4. The wireless communication device of claim 3, the first detector comprising a differential amplifier to amplify the first differential signal and attenuate the first common mode signal, and in accordance therewith, detect the first polarization.

5. The wireless communication device of claim 3, the second detector comprising a differential amplifier to amplify the second differential signal and attenuate the second common mode signal, and in accordance therewith, detect the second polarization.

6. The wireless communication device of claim 1 wherein when the first polarization is detected by the first detector, a transceiver is coupled to the antenna through a first signal path, and when the second polarization is detected by the second detector, the transceiver is coupled to the antenna through a second signal path.

7. The wireless communication device of claim 6 wherein the first signal path is coupled to the antenna along the first axis, and wherein the second signal path is coupled to the antenna along the second axis.

8. The wireless communication device of claim 6 wherein the first signal path and the second signal path are quarter-wavelength transmission lines.

9. The wireless communication device of claim 6 further comprising a ring of inductors to selectively couple the first signal path and the second signal path to a receiver input and transmitter output.

10. The wireless communication device of claim 9, the ring of inductors comprising:

a first inductor having a first terminal coupled to the first signal path and a second terminal coupled to a transmitter output;

a second inductor having a first terminal coupled to the second signal path and a second terminal coupled to the transmitter output;

a third inductor having a first terminal coupled to the first signal path and a second terminal coupled to a receiver input;

a fourth inductor having a first terminal coupled to the second signal path and a second terminal coupled to the receiver output.

11. The wireless communication device of claim 10 wherein the first inductor, the second inductor, the third inductor, and the fourth inductor comprise a circular conductive trace, and wherein first terminal and second terminal of each inductor is separated by a 90 degree arc of the circular conductive trace.

12. The wireless communication device of claim 10 further comprising:

a first switch coupled between the first terminal of the first inductor and a reference voltage;

a second switch coupled between the first terminal of the second inductor and the reference voltage;

a third switch coupled between the second terminal of the first inductor and the reference voltage; and

a fourth switch coupled between the second terminal of the third inductor and the reference voltage.

13. A method comprising:

sensing an electromagnetic field at a first position along a first axis of an antenna to produce a first sensor output;

sensing the electromagnetic field at a second position along the first axis of the antenna to produce a second sensor output;

sensing the electromagnetic field at a first position along a second axis of the antenna to produce a third sensor output;

sensing the electromagnetic field at a second position along the second axis of the antenna to produce a fourth sensor output;

detecting a first polarization of the electromagnetic field based on the first sensor output and the second sensor output; and

detecting a second polarization of the electromagnetic field based on the third sensor output and the fourth sensor output.

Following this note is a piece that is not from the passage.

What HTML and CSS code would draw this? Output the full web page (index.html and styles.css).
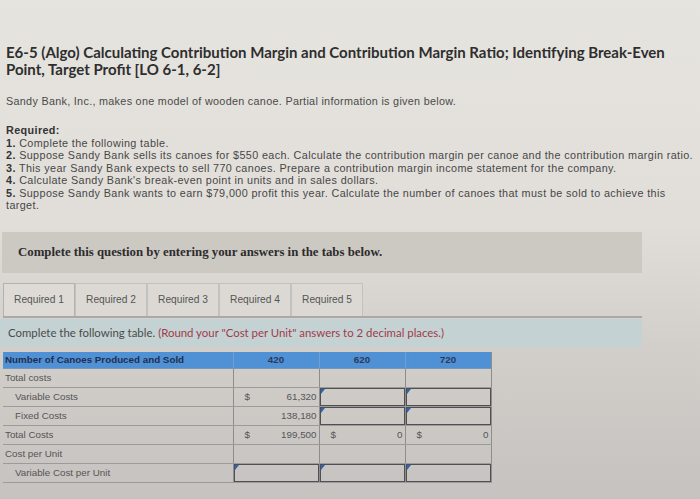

14. The method of claim 13 wherein the first polarization is a horizontal polarization and the second polarization is a vertical polarization.

15. The method of claim 13 wherein the first polarization produces a first differential signal between the first sensor output and the second sensor output, wherein the second polarization produces a first common mode signal between the first sensor output and the second sensor output, wherein the second polarization produces a second differential signal between the third sensor output and the fourth sensor output, wherein the first polarization produces a second common mode signal between the third sensor output and the fourth sensor output.

16. The method of claim 15 further comprising differentially amplifying the first and second differential signals and attenuating the first and second common mode signals, and in accordance therewith, detecting the first and second polarizations.

17. The method of claim 13 wherein when the first polarization is detected by the first detector, a transceiver is coupled to the antenna through a first signal path, and when the second polarization is detected by the second detector, the transceiver is coupled to the antenna through a second signal path.

18. A wireless communication device comprising:

a transmitter having an output;

a receiver having an input;

a first inductor having a first terminal coupled to the output of the transmitter and a second terminal coupled to a first input of an antenna through a first signal path;

a second inductor having a first terminal coupled to the output of the transmitter and a second terminal coupled to a second input of the antenna through a second signal path;

a third inductor having a first terminal coupled to the input of the receiver and a second terminal coupled to the first input of the antenna through the first signal path;

a fourth inductor having a first terminal coupled to the input of the receiver and a second terminal coupled to the second input of the antenna through the second signal path;

a first switch coupled between the second terminal of the first inductor and a reference voltage;

a second switch coupled between the second terminal of the second inductor and the reference voltage;

a third switch coupled between the output of the transmitter and the reference voltage; and

a fourth switch coupled between the input of the receiver and the reference voltage.

19. The wireless communication device of claim 18 further comprising a control circuit to configure the first switch, the second switch, the third switch, and the fourth switch,

wherein when a first waveform having a first polarization is detected on the antenna, the first switch and the fourth switch are opened, and the second switch and the third switch are closed,

wherein when a second waveform having a second polarization is detected on the antenna, the first switch and the fourth switch are closed, and the second switch and the third switch are opened,

wherein when a third waveform is to be transmitted with the first polarization, the first switch and the third switch are opened, and the second switch and the fourth switch are closed, and

wherein when a fourth waveform is to be transmitted with the second polarization, the second switch and the third switch are opened, and the first switch and the fourth switch are closed.

20. The wireless communication device of claim 18 wherein the first inductor, the second inductor, the third inductor, and the fourth inductor comprise a circular conductive trace, and wherein first terminal and second terminal of each inductor is separated by a 90 degree arc of the circular conductive trace.